By JACQUELINE LAUREAN YATES, ABC News
(NEW YORK) — “Shopping while black” is a phrase used to refer to biased treatment Black shoppers often face in retail stores like falsely being accused of theft or being shadowed by secuity guards. Now, makeup brand Sephora is using its platform to counter that bias.
The beauty haven released a study Wednesday centering around racial bias in retail and the results revealed several key findings the company plans to take action against.
The study found that two in five U.S. retail shoppers have personally experienced unfair treatment on the basis of their race or skin tone. It also found that Black retail shoppers are 2.5 times more likely than white shoppers to receive unfair treatment based on their skin color (44% vs. 17%), while Black, Indigenous and shoppers of color are two times more likely than white shoppers to receive unfair treatment based on their ethnicity (30% vs. 15%).
Additionally, the study found that one in five retail employees report having personally experienced unfair treatment based on their race at their place of work (20%) — either from customers or coworkers, and that “one in three retail employees have contemplated quitting when they experienced racial bias and unfair treatment (31% for all employees; 37% for Black employees).”
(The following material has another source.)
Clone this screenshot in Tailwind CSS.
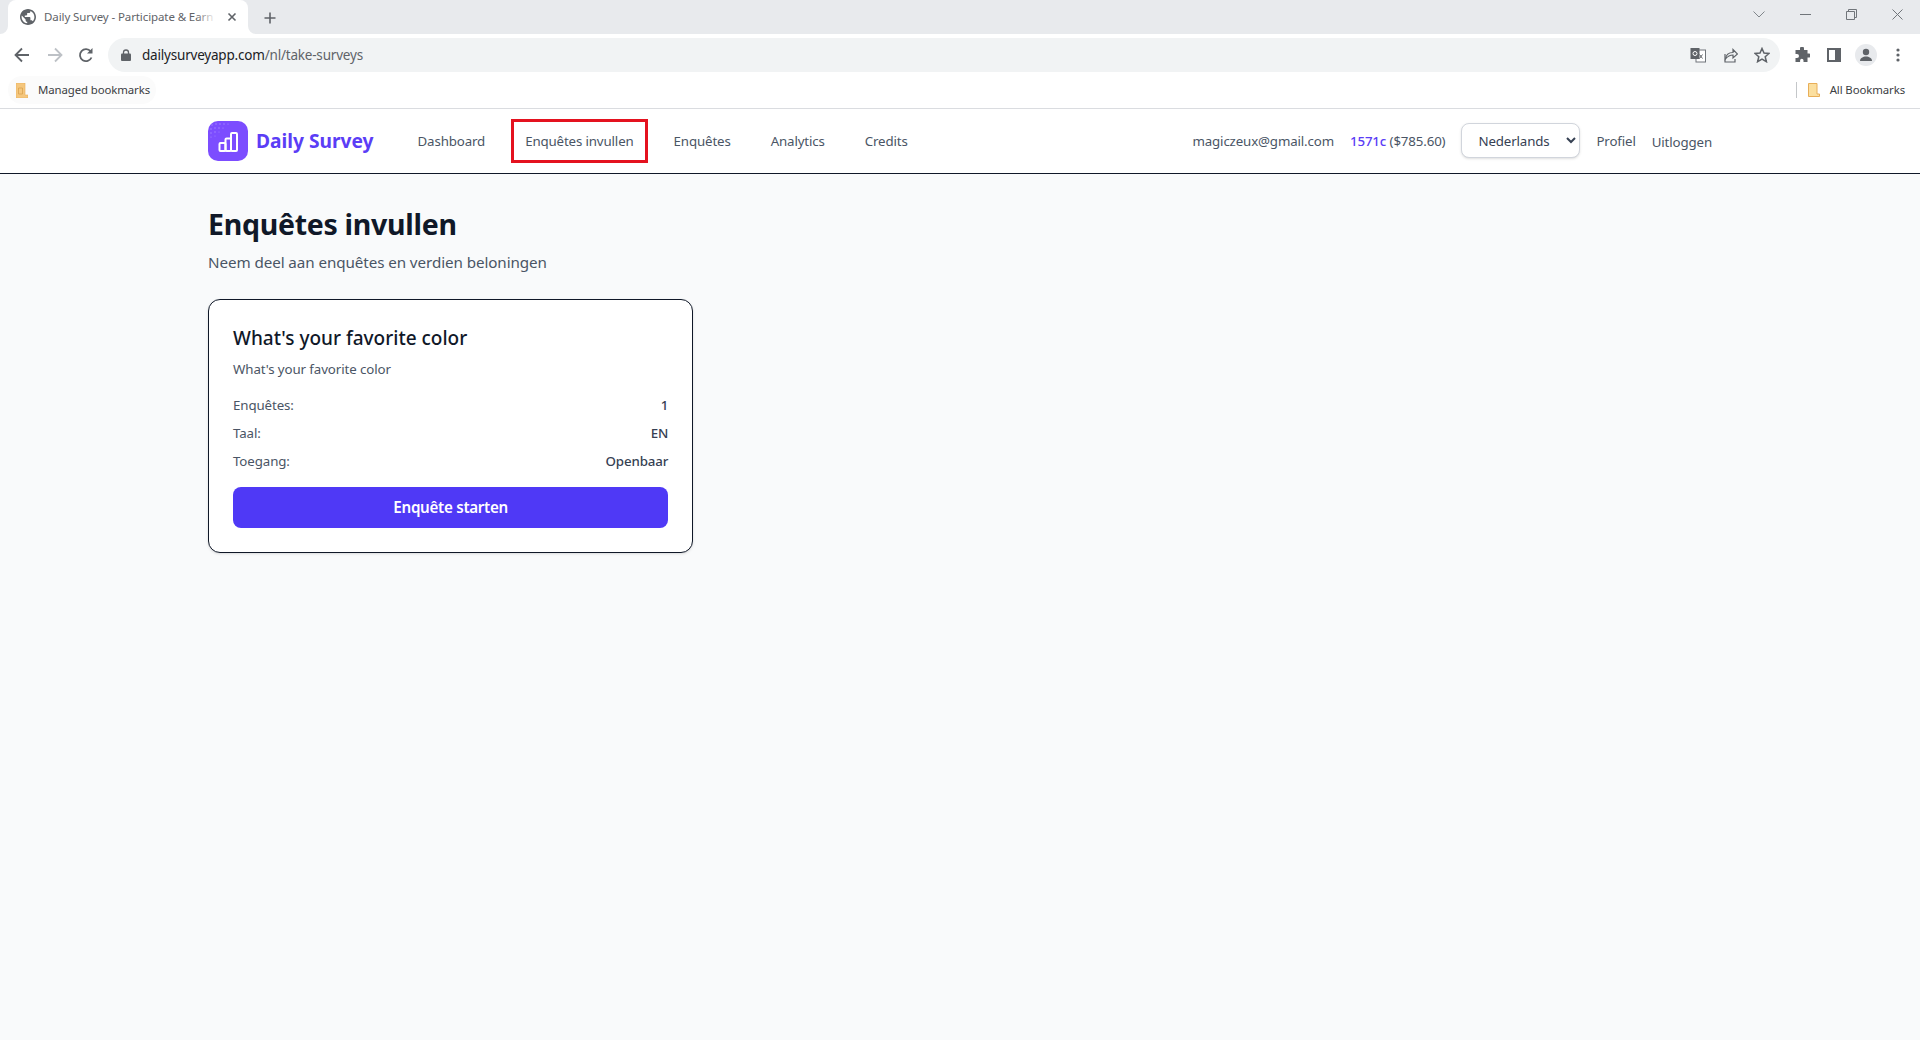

Sephora’s study also found that limited diversity across marketing, merchandise and retail employees results in exclusionary treatment before shoppers even enter a store, and continues across their in-store journey.
It also highlighted that U.S. retail shoppers of color use coping mechanisms, such as shopping online, to minimize or avoid an anticipated biased experience when in-store. While many customer experience needs are universal, shoppers of color have some needs that hold greater importance in helping them feel welcome.
“At Sephora, diversity, equality, and inclusion have been our core values since we launched a new kind of beauty retail destination in the U.S. over 20 years ago – but the reality is that shoppers at Sephora, and in U.S. retail more broadly, are not always treated fairly and consistently,” Jean-André Rougeot, president and CEO, Sephora Americas, said in a statement.
He continued, “We know that we’re in a strong position to influence positive changes in the retail industry and society at large and it’s our responsibility to step up. We’re committed to doing all we can to make our U.S. retail experience more welcoming for everyone.”
Sephora also presented a preliminary action plan to address bias across its various platforms.
Key action items include:
– Building on Sephora’s commitment to the 15 Percent Pledge, the company will double its assortment of Black-owned brands by the end of 2021.
– Reduce the presence of third-party security vendors in stores and utilize more in-house specialists, with the goal of providing better client care and minimizing shoppers’ concerns of policing.
– Update zero-tolerance policies that prohibit discrimination, harassment and other violations of its code of conduct to ensure clearer communication, expectation and enforcement of its policies for employees, including set outcomes if violated.
In 2019, Sephora was called out for racial discrimination by singer and songwriter SZA for an encounter she said she had while shopping at one of the brand’s stores in Calabasas, California.
SZA had tweeted “Lmao Sandy Sephora location 614 Calabasas called security to make sure I wasn’t stealing. We had a long talk. U have a blessed day Sandy.”
The brand promptly responded to SZA’s experience and closed all U.S. stores a month later for an hour on June 5 for over 16,000 employees to participate in a one-hour inclusitvy workshop.
“This store closure is part of a long journey in our aspiration to create a more inclusive beauty community and workplace, which has included forming employee resource groups, building social impact and philanthropic programs, and hosting inclusive mindset training for all supervisors,” Sephora previously told ABC News’ Good Morning America.
Sephora said it plans to keep its shoppers and communities abreast of its progress for change.
“We’re proud of the work we’ve done thus far to make diversity, equity and inclusion a priority for the company,” said Rougeot in a statement. “We are stronger as a retail community when we are serving the needs of all of our shoppers, and hope other retailers will join us, with the ultimate goal of advancing inclusivity and improving the retail experience for all.”